The Albanian government’s baseline scenario is that the country’s growth will range between 4.2 percent to 4.4 percent over the next three years on stronger domestic demand leading to higher consumption as well as rising public investment.

However, in its latest ‘Spring’ European economic forecast report, the European Commission downgraded Albania’s growth outlook for the next couple of years and now expects the Albanian economy to slow down to 3.6 percent in 2018, down from a 9-year post crisis high of 3.8 percent and recover to 3.9 percent in 2019 to register the highest growth rates among regional EU candidates.

The Commission says there is risk that new investment will be unable to bridge the gap that TAP and Devoll HPP leave in the country’s FDI.

“The ERP [economic reform programme] recognizes that FDI inflows associated with the two large projects, which are about to be completed, will diminish, but seems to expect — without any discussion — that this will be compensated by new FDI projects,” says the report.

“Albania’s success in attracting foreign investment in recent years has been heavily concentrated in non-tradable and natural resource-based industries. There is a risk that new investment opportunities in these industries will dry up and that investments in other sectors like tourism will be on a smaller scale,” says the Commission, adding that attracting FDI to higher value-added activities would require wide-ranging structural reform to bring about substantial improvements in the investment environment.

Albania’s FDI is largely focused on energy, with electricity and natural gas having attracted a record €1.7 billion in the past four years mainly as a result of the two major energy-related projects. Major investment has also been made in the low value-added oil and mining industry, the majority of which ends up being exported as crude oil and chrome ore.

 

Weaknesses to growth

The EU says institutional weaknesses to growth and competitiveness have only been partially addressed so far.

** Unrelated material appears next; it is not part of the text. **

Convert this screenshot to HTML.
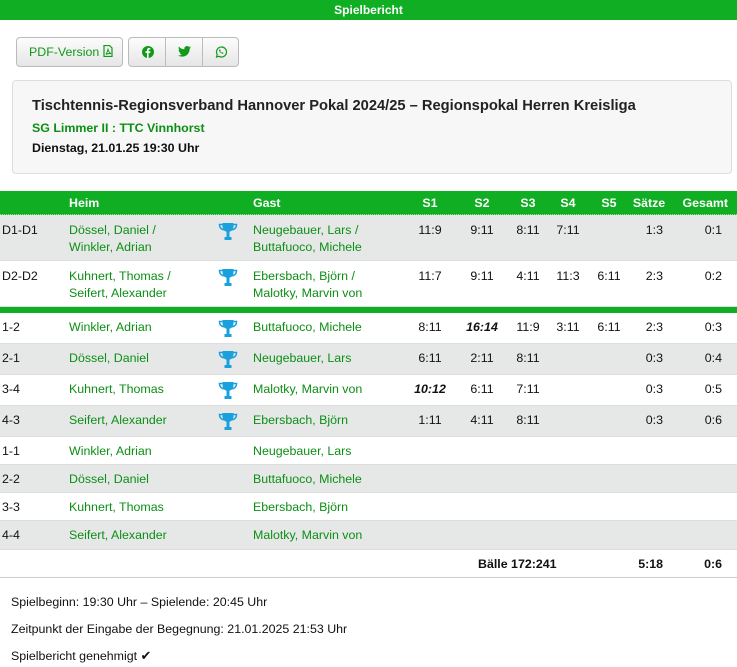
<!DOCTYPE html>
<html><head><meta charset="utf-8"><style>
*{margin:0;padding:0;box-sizing:border-box}
body{width:737px;height:667px;background:#fff;font-family:"Liberation Sans",Arial,sans-serif;font-size:12.4px;color:#111;position:relative;overflow:hidden}
.top{position:absolute;left:0;top:0;width:737px;height:20px;background:#10ae22;color:#fff;font-weight:bold;text-align:center;line-height:20px;font-size:12px}
.btn{position:absolute;top:37px;height:30px;border:1px solid #bbb;border-radius:4px;background:linear-gradient(#fcfcfc,#e6e6e6);color:#109a18;line-height:28px;font-size:12.4px}
.box{position:absolute;left:12px;top:80px;width:720px;height:94px;border:1px solid #ddd;border-radius:4px;background:#f7f7f7}
.row{position:absolute;left:0;width:737px}
.a{position:absolute}
.g{color:#0c8f14}
.gr{background:#e6e8e8}
.hd{background:#10ae22;color:#fff;font-weight:bold;top:191px;height:24px;border-bottom:1px dotted #9ee09e}
.c{position:absolute;text-align:center;width:50px}
.r{position:absolute;text-align:right}
</style></head><body>
<div class="top">Spielbericht</div>
<div class="btn" style="left:16px;width:107px;padding-left:12px">PDF-Version <svg width="10" height="12" viewBox="0 0 10 12" style="vertical-align:-1px"><path d="M1 .5h5.5l2.5 2.5v8.5H1z" fill="none" stroke="#109a18" stroke-width="1.2"/><path d="M3 9.5c1-2 2-4 2-6 0 2 1 4 3 5-2 0-4 0-5 1z" fill="none" stroke="#109a18" stroke-width=".9"/></svg></div>
<div class="btn" style="left:128px;width:111px">
<span style="position:absolute;left:0;width:37px;top:0;height:28px;border-right:1px solid #bbb"></span>
<span style="position:absolute;left:37px;width:37px;top:0;height:28px;border-right:1px solid #bbb"></span>
<svg style="position:absolute;left:13px;top:8px" width="12" height="12" viewBox="0 0 12 12"><circle cx="6" cy="6" r="6" fill="#109a18"/><path d="M6.6 12V7h1.6l.2-1.7H6.6v-1c0-.5.2-.8.8-.8h.9V2a8 8 0 0 0-1.3-.1C5.800 1.900 5 2.700 5 4.100v1.200H3.500V7H5v5z" fill="#fff"/></svg>
<svg style="position:absolute;left:49px;top:8px" width="13" height="11" viewBox="0 0 24 20"><path d="M24 2.400a10 10 0 0 1-2.800.8A5 5 0 0 0 23.300.4a10 10 0 0 1-3.100 1.200A4.900 4.900 0 0 0 11.800 6 14 14 0 0 1 1.700.9a4.900 4.900 0 0 0 1.500 6.600A4.900 4.900 0 0 1 1 6.900a4.900 4.900 0 0 0 3.900 4.800 5 5 0 0 1-2.200.1 4.900 4.900 0 0 0 4.600 3.400A9.900 9.900 0 0 1 0 17.300 14 14 0 0 0 7.500 19.500c9.100 0 14-7.500 14-14v-.6A10 10 0 0 0 24 2.400z" fill="#109a18"/></svg>
<svg style="position:absolute;left:86px;top:8px" width="12" height="12" viewBox="0 0 12 12"><path d="M1.500 11l.7-2.500A5 5 0 1 1 4 10.300z" fill="none" stroke="#109a18" stroke-width="1.2"/><path d="M4 3.800c0 2 2 4 4 4l.6-.9-1.200-.6-.5.5c-.8-.3-1.400-.9-1.700-1.700l.5-.5-.6-1.200z" fill="#109a18"/></svg>
</div>
<div class="box">
<div class="a" style="left:19px;top:17px;font-size:14.7px;font-weight:bold;color:#222">Tischtennis-Regionsverband Hannover Pokal 2024/25 – Regionspokal Herren Kreisliga</div>
<div class="a g" style="left:19px;top:40px;font-weight:bold">SG Limmer II : TTC Vinnhorst</div>
<div class="a" style="left:19px;top:60px;font-weight:bold">Dienstag, 21.01.25 19:30 Uhr</div>
</div>

<div class="row hd">
<span class="a" style="left:69px;top:5px">Heim</span><span class="a" style="left:253px;top:5px">Gast</span>
<span class="c" style="left:405px;top:5px">S1</span><span class="c" style="left:457px;top:5px">S2</span><span class="c" style="left:503px;top:5px">S3</span><span class="c" style="left:543px;top:5px">S4</span><span class="c" style="left:584px;top:5px">S5</span><span class="c" style="left:624px;top:5px">Sätze</span><span class="r" style="left:670px;width:58px;top:5px">Gesamt</span>
</div>
<div id="rows"></div>
<div class="row" style="top:307px;height:6px;background:#10ae22"></div>
<div class="row" style="top:577px;height:1px;background:#ccc"></div>
<div class="a" style="left:478px;top:557px;font-weight:bold">Bälle 172:241</div>
<div class="r" style="left:600px;width:63px;top:557px;font-weight:bold">5:18</div>
<div class="r" style="left:680px;width:42px;top:557px;font-weight:bold">0:6</div>
<div class="a" style="left:11px;top:595px">Spielbeginn: 19:30 Uhr – Spielende: 20:45 Uhr</div>
<div class="a" style="left:11px;top:622px">Zeitpunkt der Eingabe der Begegnung: 21.01.2025 21:53 Uhr</div>
<div class="a" style="left:11px;top:648px">Spielbericht genehmigt <span style="font-size:13px">✔</span></div>
<script>
var T='<svg width="20" height="22" viewBox="0 0 20 22"><path d="M4.500 2h11v3.500a5.500 5.500 0 0 1-4 5.300V16h2v3h-7v-3h2v-5.200a5.500 5.500 0 0 1-4-5.300z" fill="#1aa0dc"/><path d="M5 3.500H1.500c0 3 1.800 5 4.300 5.300M15 3.500h3.500c0 3-1.800 5-4.300 5.300" fill="none" stroke="#1aa0dc" stroke-width="1.600"/></svg>';
var R=[
[215,46,1,"D1-D1","Dössel, Daniel /<br>Winkler, Adrian","Neugebauer, Lars /<br>Buttafuoco, Michele",["11:9","9:11","8:11","7:11",""],"1:3","0:1",1,-1],
[261,46,0,"D2-D2","Kuhnert, Thomas /<br>Seifert, Alexander","Ebersbach, Björn /<br>Malotky, Marvin von",["11:7","9:11","4:11","11:3","6:11"],"2:3","0:2",1,-1],
[313,31,0,"1-2","Winkler, Adrian","Buttafuoco, Michele",["8:11","16:14","11:9","3:11","6:11"],"2:3","0:3",1,1],
[344,31,1,"2-1","Dössel, Daniel","Neugebauer, Lars",["6:11","2:11","8:11","",""],"0:3","0:4",1,-1],
[375,31,0,"3-4","Kuhnert, Thomas","Malotky, Marvin von",["10:12","6:11","7:11","",""],"0:3","0:5",1,0],
[406,31,1,"4-3","Seifert, Alexander","Ebersbach, Björn",["1:11","4:11","8:11","",""],"0:3","0:6",1,-1],
[437,28,0,"1-1","Winkler, Adrian","Neugebauer, Lars",["","","","",""],"","",0,-1],
[465,28,1,"2-2","Dössel, Daniel","Buttafuoco, Michele",["","","","",""],"","",0,-1],
[493,28,0,"3-3","Kuhnert, Thomas","Ebersbach, Björn",["","","","",""],"","",0,-1],
[521,29,1,"4-4","Seifert, Alexander","Malotky, Marvin von",["","","","",""],"","",0,-1]];
var cx=[430,482,528,568,609],h='';
R.forEach(function(r){
var two=r[1]>40, t=two?8:7, nt=two?7:t;
h+='<div class="row'+(r[2]?' gr':'')+'" style="top:'+r[0]+'px;height:'+r[1]+'px;border-bottom:1px solid #ddd">';
h+='<span class="a" style="left:2px;top:'+t+'px">'+r[3]+'</span>';
h+='<span class="a g" style="left:69px;top:'+nt+'px;line-height:'+(two?17:14)+'px">'+r[4]+'</span>';
if(r[9])h+='<span class="a" style="left:218px;top:'+(t-2)+'px">'+T+'</span>';
h+='<span class="a g" style="left:253px;top:'+nt+'px;line-height:'+(two?17:14)+'px">'+r[5]+'</span>';
r[6].forEach(function(s,i){h+='<span class="c" style="left:'+(cx[i]-25)+'px;top:'+t+'px;'+(i==r[10]?'font-weight:bold;font-style:italic':'')+'">'+s+'</span>';});
h+='<span class="r" style="left:600px;width:63px;top:'+t+'px">'+r[7]+'</span>';
h+='<span class="r" style="left:680px;width:42px;top:'+t+'px">'+r[8]+'</span></div>';
});
document.getElementById('rows').innerHTML=h;
</script>
</body></html>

“Albania faces several obstacles to improving potential growth and competitiveness. A weak judiciary, insufficient enforcement of property rights and burdensome administrative procedures are institutional weaknesses that have been only partially addressed so far. This is hampering both local businesses and potential FDI inflows, unfortunately these important weaknesses are not being taken into account despite ongoing reforms,” says the report.

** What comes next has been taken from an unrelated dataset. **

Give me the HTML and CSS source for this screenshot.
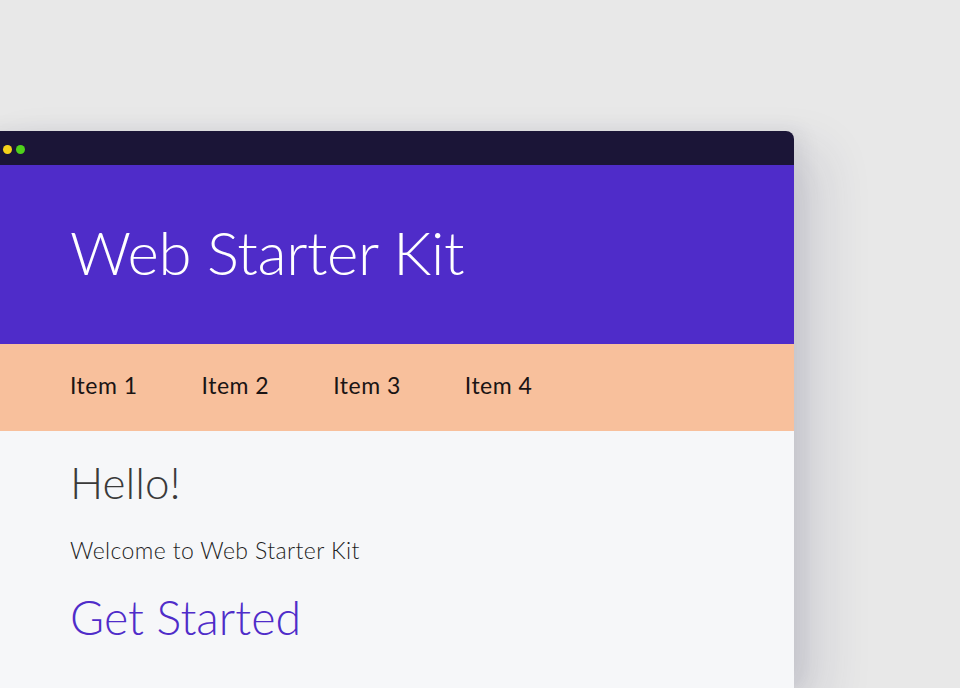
FILE: index.html
```html
<!DOCTYPE html>
<html>
<head>
<meta charset="utf-8">
<link rel="stylesheet" href="styles.css">
</head>
<body>
<div class="stage">
  <div class="window">
    <div class="titlebar">
      <span class="dot red"></span>
      <span class="dot yellow"></span>
      <span class="dot green"></span>
    </div>
    <header class="header">
      <h1 class="title">Web Starter Kit</h1>
    </header>
    <nav class="nav">
      <a class="nav-item">Item 1</a>
      <a class="nav-item">Item 2</a>
      <a class="nav-item">Item 3</a>
      <a class="nav-item">Item 4</a>
    </nav>
    <main class="content">
      <h2 class="hello">Hello!</h2>
      <p class="welcome">Welcome to Web Starter Kit</p>
      <h2 class="started">Get Started</h2>
    </main>
  </div>
</div>
</body>
</html>
```
FILE: styles.css
```css
html, body {
  margin: 0;
  padding: 0;
  height: 100%;
  overflow: hidden;
}
body {
  background: #e8e8e8;
  font-family: "Lato", "Liberation Sans", sans-serif;
}
.stage {
  padding-top: 131px;
}
.window {
  width: 818px;
  margin-left: -24px;
  border-radius: 8px 8px 0 0;
  overflow: hidden;
  box-shadow: 30px 20px 50px rgba(40, 40, 80, 0.12), 8px 0 20px rgba(40, 40, 80, 0.08);
  background: #f6f7f9;
  height: 557px;
}
.titlebar {
  height: 34px;
  background: #1b1537;
  display: flex;
  align-items: center;
  gap: 4px;
  padding-left: 14px;
}
.dot {
  width: 9px;
  height: 9px;
  border-radius: 50%;
  margin-top: 2px;
}
.red { background: #ff5f56; }
.yellow { background: #f5d21a; }
.green { background: #4fd11b; }
.header {
  background: #4f2cc9;
  height: 179px;
  padding-left: 94px;
  display: flex;
  align-items: center;
}
.title {
  margin: 0;
  color: #ffffff;
  font-weight: 300;
  font-size: 60px;
  letter-spacing: -0.4px;
  line-height: 70px;
  margin-top: -6px;
}
.nav {
  background: #f8c09c;
  height: 87px;
  padding-left: 94px;
  display: flex;
  align-items: center;
  gap: 64px;
}
.nav-item {
  font-size: 23px;
  color: #1a1414;
  font-weight: 400;
  letter-spacing: 0.5px;
  line-height: 28px;
  margin-top: -6px;
}
.content {
  padding-left: 94px;
  padding-top: 25px;
}
.hello {
  margin: 0;
  font-size: 44px;
  font-weight: 300;
  color: #3a3a3a;
  line-height: 52px;
}
.welcome {
  margin: 27px 0 0;
  font-size: 23px;
  font-weight: 300;
  letter-spacing: 0.4px;
  color: #1e1e1e;
  line-height: 30px;
}
.started {
  margin: 26px 0 0;
  font-size: 46.5px;
  font-weight: 300;
  color: #4f2cc9;
  line-height: 52px;
}
```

EU experts also warn plans to increase the use of public-private partnerships and concession contracts entail significant fiscal risks in the form of contingent liabilities for the state budget and the public debt reduction agenda.

The warning comes at a time when the Albanian government is implementing an ambitious but rather controversial €1 billion PPP program which the IMF says risks creating new hidden arrears which if included in the public debt stock could increase it by another 7 percent of the GDP.

Albania’s public debt currently stands at about 70 percent of the GDP, a level considered too high for the current stage of Albania’s economic development, with its high servicing cost curbing much-needed public investment in key education, health and road infrastructure. The government expects it to drop to 60 percent of the GDP by 2020.

The Commission says government’s projection for the downward path of public debt might require additional fiscal measures due to downside risks to growth and budget execution.

The European Commission says Albania’s inflation rate running below the central bank’s 3 percent target for five consecutive years reflects the absence of upward price pressures from a domestic economy that is still operating below potential, in combination with disinflationary impacts from the external environment.

Local Albanian experts have also rated the currency exchange risk as one of the key threats facing the Albanian economy this year following an unprecedented stronger lek against Europe’s single currency with a series of negative effects on the country’s Eurozone destined exports, local producers facing tougher competition from cheaper imports and major euro-denominated savings.

In late June 2018, EU leaders at the European Council decided to delay Albania’s opening of EU accession talks for mid-2019, requiring the Balkan country to show more progress with reforms in the judiciary, tackling high level corruption and organized crime.